Whether it’s turning the vertical Patua scroll into a horizontal accordion book (The Enduring Ark [2013]), adapting Patua imagery into a Western-style panelled graphic narrative (Samhita Arni and Moyna Chitrakar’s Sita’s Ramayana [2011]), or even matching up the marvellous micros and macros of Gond artist Ram Singh Urveti’s imagination with a 17th- century English trick poem (I Saw a Peacock with a Fiery Tail [2012]) – Tara Books fuse the contemporary with the traditional. Their books travel to the US, the UK, Brazil and Mexico via handmade book collectives and children’s book publishers, reversing the usual flow of visual communication from west to east. “What we take from our immediate visual context, it goes all over the world,” says V Geetha, editorial director at Tara.

Navayana

A page from Bhimayana
Also working with traditional Indian artists is Navayana. Its hard-hitting work on caste and marginalisation includes two visual books – A Gardener in the Wasteland (2011)a cheeky, unstintingly graphic interpretation of Jotiba Phule’s Gulamgiri, and Bhimayana (2011), in which Gond artists Durgabai and Subhash Vyam recreated experiences of untouchability from Bhimrao Ambedkar’s life. The ecology of Gond art is filtered through the individual readings of the Vyams and their textual collaborators, Srividya Natarajan and Navayana founder, S Anand, to create a work that is unique and often profound. Traditional digna floor patterns are used as page dividers instead of panels, the thirsty young Bhim is imagined as a fish, and when Ambedkar finds himself homeless and takes shelter in a park, he becomes the park.
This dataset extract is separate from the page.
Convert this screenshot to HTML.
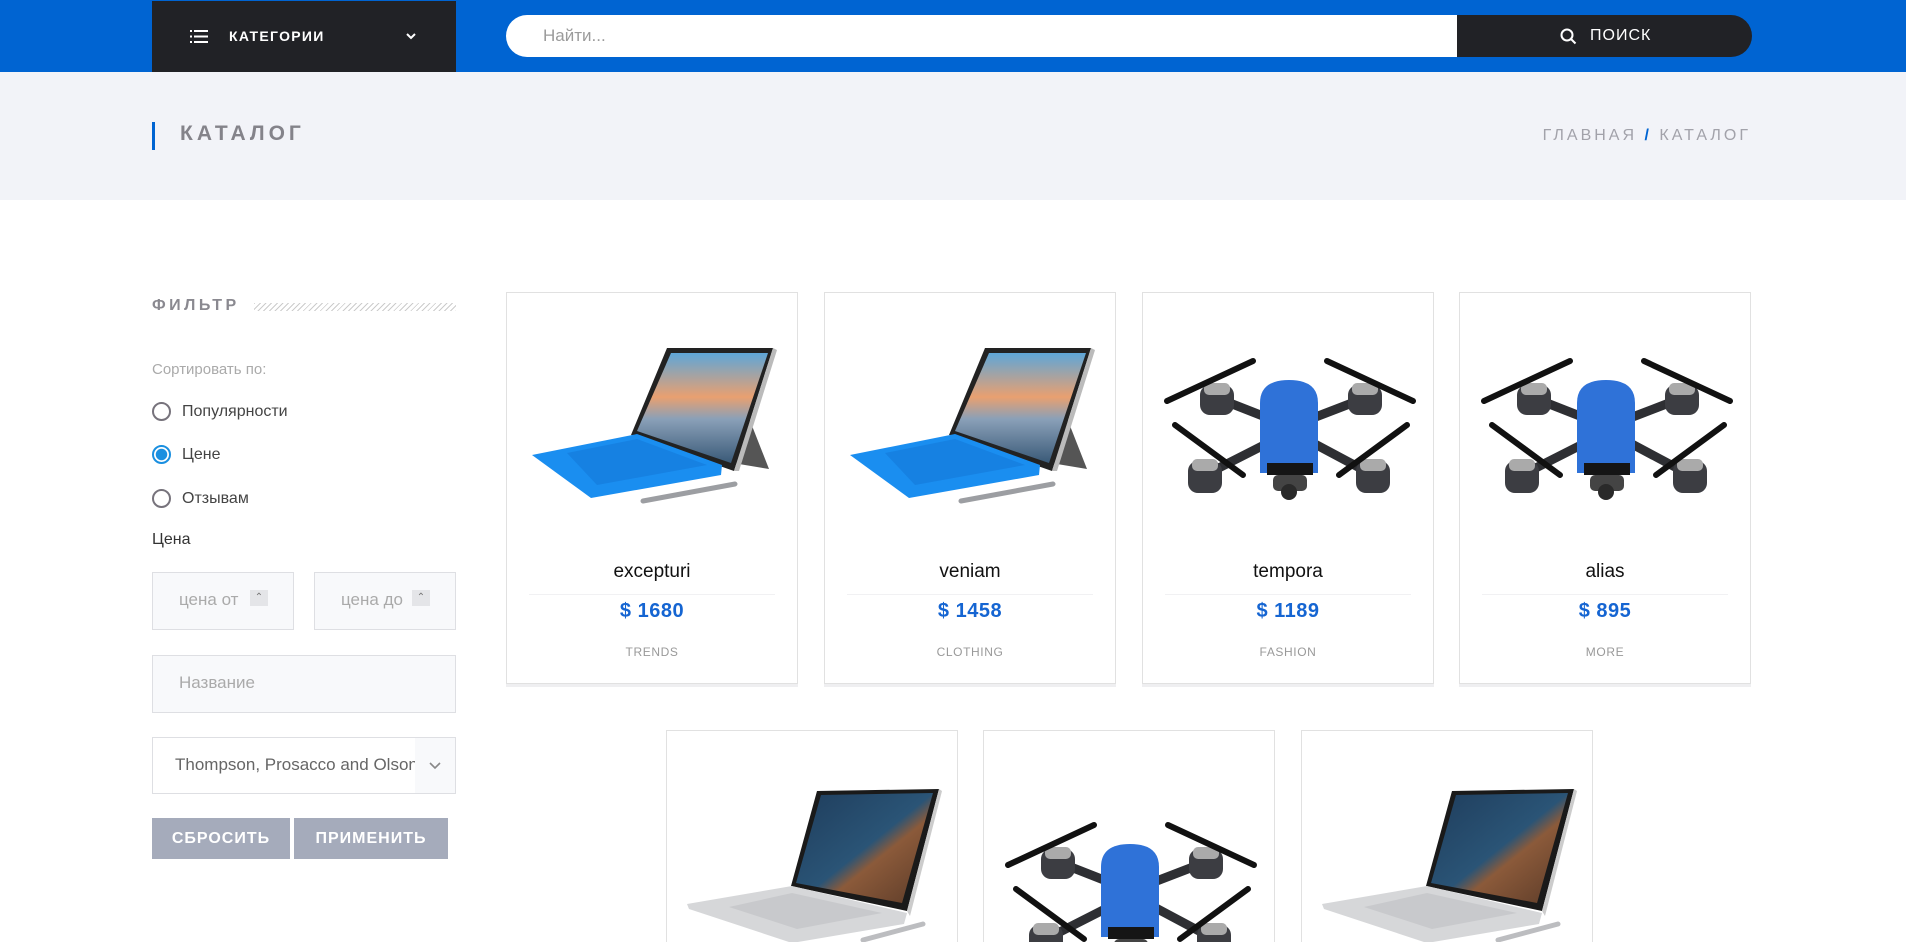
<!DOCTYPE html>
<html style="width:1906px;height:944px;overflow:hidden"><head><meta charset="utf-8">
<style>
*{margin:0;padding:0;box-sizing:border-box}
body{width:1906px;height:944px;overflow:hidden;background:#fff;font-family:"Liberation Sans",Arial,sans-serif;position:relative}
.abs{position:absolute}
.nav{left:0;top:0;width:1906px;height:72px;background:#0064d2}
.cat{left:152px;top:1px;width:304px;height:71px;background:#212226;color:#fff;font-size:14px;font-weight:bold;letter-spacing:1.3px}
.search{left:506px;top:15px;width:951px;height:42px;background:#fff;border-radius:21px 0 0 21px;color:#9b9b9b;font-size:17px;padding:11px 0 0 37px}
.sbtn{left:1457px;top:15px;width:295px;height:42px;background:#212226;border-radius:0 21px 21px 0;color:#fff;font-size:16px;letter-spacing:1px}
.crumb{left:0;top:72px;width:1906px;height:128px;background:#f2f3f8}
.card{width:292px;height:392px;border:1px solid #e1e1e1;background:#fff;box-shadow:0 3px 0 #efeff1;overflow:hidden}
.card svg{position:absolute;left:0;top:0}
.t{position:absolute;left:0;width:100%;text-align:center}
.ttl{top:268px;font-size:19px;color:#111}
.dv{position:absolute;left:22px;right:22px;top:301px;height:1px;background:#f1f1f3}
.pr{top:307px;font-size:20px;font-weight:bold;color:#1565d2;letter-spacing:.5px}
.cg{top:352px;font-size:12px;color:#999;letter-spacing:.6px}
.lbl{font-size:16px;color:#444}
.radio{width:19px;height:19px;border:2px solid #77737c;border-radius:50%}
.inp{background:#f8f9fb;border:1px solid #dedfe3;color:#aaa;font-size:17px}
.btn{background:#a5abbb;color:#fff;font-weight:bold;font-size:16px;letter-spacing:1px;text-align:center;line-height:41px;height:41px;top:818px}
.r2{top:730px;height:212px;box-shadow:none;border-bottom:none}
</style></head><body>
<svg width="0" height="0" style="position:absolute">
<defs>
<linearGradient id="sky" x1="0" y1="0" x2="0" y2="1"><stop offset="0" stop-color="#5ea6d8"/><stop offset=".4" stop-color="#e9a070"/><stop offset=".6" stop-color="#8aa0b8"/><stop offset="1" stop-color="#3a5a78"/></linearGradient>
<linearGradient id="lk" x1="0" y1="0" x2="1" y2="1"><stop offset="0" stop-color="#1f3d5c"/><stop offset=".5" stop-color="#2a5476"/><stop offset=".6" stop-color="#8b5a3a"/><stop offset="1" stop-color="#5a3a28"/></linearGradient>
<symbol id="tab" viewBox="0 0 292 260">
<polygon points="240,120 262,176 226,170" fill="#555"/>
<polygon points="160,55 266,55 227,178 124,142" fill="#222"/>
<polygon points="164,60 261,60 224,170 130,138" fill="url(#sky)"/>
<polygon points="266,55 270,57 232,178 227,178" fill="#bbb"/>
<polygon points="25,162 130,141 215,172 214,182 84,205" fill="#1a8ef0"/>
<polygon points="60,160 130,146 200,172 90,192" fill="#1478d8" opacity=".6"/>
<line x1="136" y1="208" x2="228" y2="191" stroke="#9c9ea2" stroke-width="5" stroke-linecap="round"/>
</symbol>
<symbol id="drone" viewBox="0 0 292 260">
<g stroke="#2e2f33" stroke-width="9"><line x1="74" y1="105" x2="125" y2="125"/><line x1="222" y1="105" x2="170" y2="125"/><line x1="62" y1="182" x2="125" y2="150"/><line x1="230" y1="182" x2="170" y2="150"/></g>
<g fill="#3c3d42"><rect x="57" y="92" width="34" height="30" rx="10"/><rect x="205" y="92" width="34" height="30" rx="10"/><rect x="45" y="168" width="34" height="32" rx="10"/><rect x="213" y="168" width="34" height="32" rx="10"/></g>
<g fill="#aaa"><rect x="61" y="90" width="26" height="12" rx="5"/><rect x="209" y="90" width="26" height="12" rx="5"/><rect x="49" y="166" width="26" height="12" rx="5"/><rect x="217" y="166" width="26" height="12" rx="5"/></g>
<g stroke="#111" stroke-width="6" stroke-linecap="round"><line x1="24" y1="108" x2="110" y2="68"/><line x1="184" y1="68" x2="270" y2="108"/><line x1="32" y1="132" x2="100" y2="182"/><line x1="196" y1="182" x2="264" y2="132"/></g>
<path d="M117 110 Q117 87 146 87 Q175 87 175 110 L175 180 L117 180Z" fill="#2f72d8"/>
<rect x="124" y="170" width="46" height="12" fill="#151515"/>
<rect x="130" y="182" width="34" height="16" rx="5" fill="#444"/>
<circle cx="146" cy="199" r="8" fill="#2a2a2a"/>
</symbol>
<symbol id="lap" viewBox="0 0 292 260">
<polygon points="150,60 272,58 240,180 124,155" fill="#1a1a1a"/>
<polygon points="154,64 266,62 235,172 129,152" fill="url(#lk)"/>
<polygon points="272,58 275,60 243,185 240,180" fill="#ccc"/>
<polygon points="20,173 125,155 240,182 237,193 125,212 22,178" fill="#d6d7d9"/>
<polygon points="62,176 125,162 215,182 130,198" fill="#c8c9cc"/>
<line x1="196" y1="209" x2="256" y2="193" stroke="#bcbdc0" stroke-width="5" stroke-linecap="round"/>
</symbol>
</defs></svg>

<div class="abs nav"></div>
<div class="abs cat">
 <svg class="abs" style="left:38px;top:29px" width="18" height="13"><g fill="#fff"><rect x="0" y="0" width="2" height="2"/><rect x="4" y="0" width="14" height="2"/><rect x="0" y="5.5" width="2" height="2"/><rect x="4" y="5.5" width="14" height="2"/><rect x="0" y="11" width="2" height="2"/><rect x="4" y="11" width="14" height="2"/></g></svg>
 <span class="abs" style="left:77px;top:27px">КАТЕГОРИИ</span>
 <svg class="abs" style="left:254px;top:32px" width="10" height="7"><path d="M1 1 L5 5 L9 1" stroke="#fff" stroke-width="2" fill="none"/></svg>
</div>
<div class="abs search">Найти...</div>
<div class="abs sbtn"><svg class="abs" style="left:103px;top:13px" width="17" height="17"><circle cx="7" cy="7" r="5.5" stroke="#fff" stroke-width="2" fill="none"/><line x1="11" y1="11" x2="15.5" y2="15.5" stroke="#fff" stroke-width="2"/></svg><span class="abs" style="left:133px;top:12px">ПОИСК</span></div>

<div class="abs crumb"></div>
<div class="abs" style="left:152px;top:122px;width:3px;height:28px;background:#0064d2"></div>
<div class="abs" style="left:180px;top:122px;font-size:21px;font-weight:bold;color:#84838a;letter-spacing:4px">КАТАЛОГ</div>
<div class="abs" style="right:155px;top:127px;font-size:16px;color:#a2a2aa;letter-spacing:3px">ГЛАВНАЯ <span style="color:#0064d2;font-weight:bold">/</span> КАТАЛОГ</div>

<div class="abs" style="left:152px;top:297px;font-size:16px;font-weight:bold;color:#8a8990;letter-spacing:3.5px">ФИЛЬТР</div>
<div class="abs" style="left:254px;top:303px;width:202px;height:8px;background:repeating-linear-gradient(135deg,#ccc 0 1px,transparent 1px 4px)"></div>
<div class="abs" style="left:152px;top:361px;font-size:15px;color:#aaa">Сортировать по:</div>
<div class="abs radio" style="left:152px;top:402px"></div><div class="abs lbl" style="left:182px;top:403px">Популярности</div>
<div class="abs radio" style="left:152px;top:445px;border-color:#1a8fe0;background:radial-gradient(circle,#1a8fe0 0 5.5px,#fff 6px)"></div><div class="abs lbl" style="left:182px;top:446px">Цене</div>
<div class="abs radio" style="left:152px;top:489px"></div><div class="abs lbl" style="left:182px;top:490px">Отзывам</div>
<div class="abs lbl" style="left:152px;top:531px;color:#333">Цена</div>
<div class="abs inp" style="left:152px;top:572px;width:142px;height:58px;padding:17px 0 0 26px">цена от</div>
<div class="abs" style="left:250px;top:590px;width:18px;height:16px;background:#e4e5e8;color:#777;font-size:10px;text-align:center;line-height:16px">⌃</div>
<div class="abs inp" style="left:314px;top:572px;width:142px;height:58px;padding:17px 0 0 26px">цена до</div>
<div class="abs" style="left:412px;top:590px;width:18px;height:16px;background:#e4e5e8;color:#777;font-size:10px;text-align:center;line-height:16px">⌃</div>
<div class="abs inp" style="left:152px;top:655px;width:304px;height:58px;padding:17px 0 0 26px">Название</div>
<div class="abs" style="left:152px;top:737px;width:304px;height:57px;border:1px solid #dedfe3;background:#fff;overflow:hidden"><span class="abs" style="left:22px;top:17px;font-size:17px;color:#666;white-space:nowrap">Thompson, Prosacco and Olson</span><div class="abs" style="right:0;top:0;width:40px;height:55px;background:#f8f9fb"><svg class="abs" style="left:14px;top:24px" width="12" height="8"><path d="M1 1 L6 6 L11 1" stroke="#888" stroke-width="1.6" fill="none"/></svg></div></div>
<div class="abs btn" style="left:152px;width:138px">СБРОСИТЬ</div>
<div class="abs btn" style="left:294px;width:154px">ПРИМЕНИТЬ</div>

<div class="abs card" style="left:506px;top:292px"><svg width="292" height="260"><use href="#tab"/></svg><div class="t ttl">excepturi</div><div class="dv"></div><div class="t pr">$ 1680</div><div class="t cg">TRENDS</div></div>
<div class="abs card" style="left:824px;top:292px"><svg width="292" height="260"><use href="#tab"/></svg><div class="t ttl">veniam</div><div class="dv"></div><div class="t pr">$ 1458</div><div class="t cg">CLOTHING</div></div>
<div class="abs card" style="left:1142px;top:292px"><svg width="292" height="260"><use href="#drone"/></svg><div class="t ttl">tempora</div><div class="dv"></div><div class="t pr">$ 1189</div><div class="t cg">FASHION</div></div>
<div class="abs card" style="left:1459px;top:292px"><svg width="292" height="260"><use href="#drone"/></svg><div class="t ttl">alias</div><div class="dv"></div><div class="t pr">$ 895</div><div class="t cg">MORE</div></div>

<div class="abs card r2" style="left:666px"><svg width="292" height="212" viewBox="0 0 292 212"><use href="#lap" width="292" height="260"/></svg></div>
<div class="abs card r2" style="left:983px"><svg width="292" height="212" viewBox="0 0 292 212"><use href="#drone" y="26" width="292" height="260"/></svg></div>
<div class="abs card r2" style="left:1301px"><svg width="292" height="212" viewBox="0 0 292 212"><use href="#lap" width="292" height="260"/></svg></div>
</body></html>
Did you believe that reading takes time, and pictures can be looked at in a jiffy? But images can be more multifarious than text, unfurling new meanings with each reading. “You can spend two minutes with each panel in Bhimayana, or two hours. Or two days,” says Anand.


While one finger constantly hovers on the page down button, these are books that can make us hit pause. The picture speaks, and we cannot help but listen.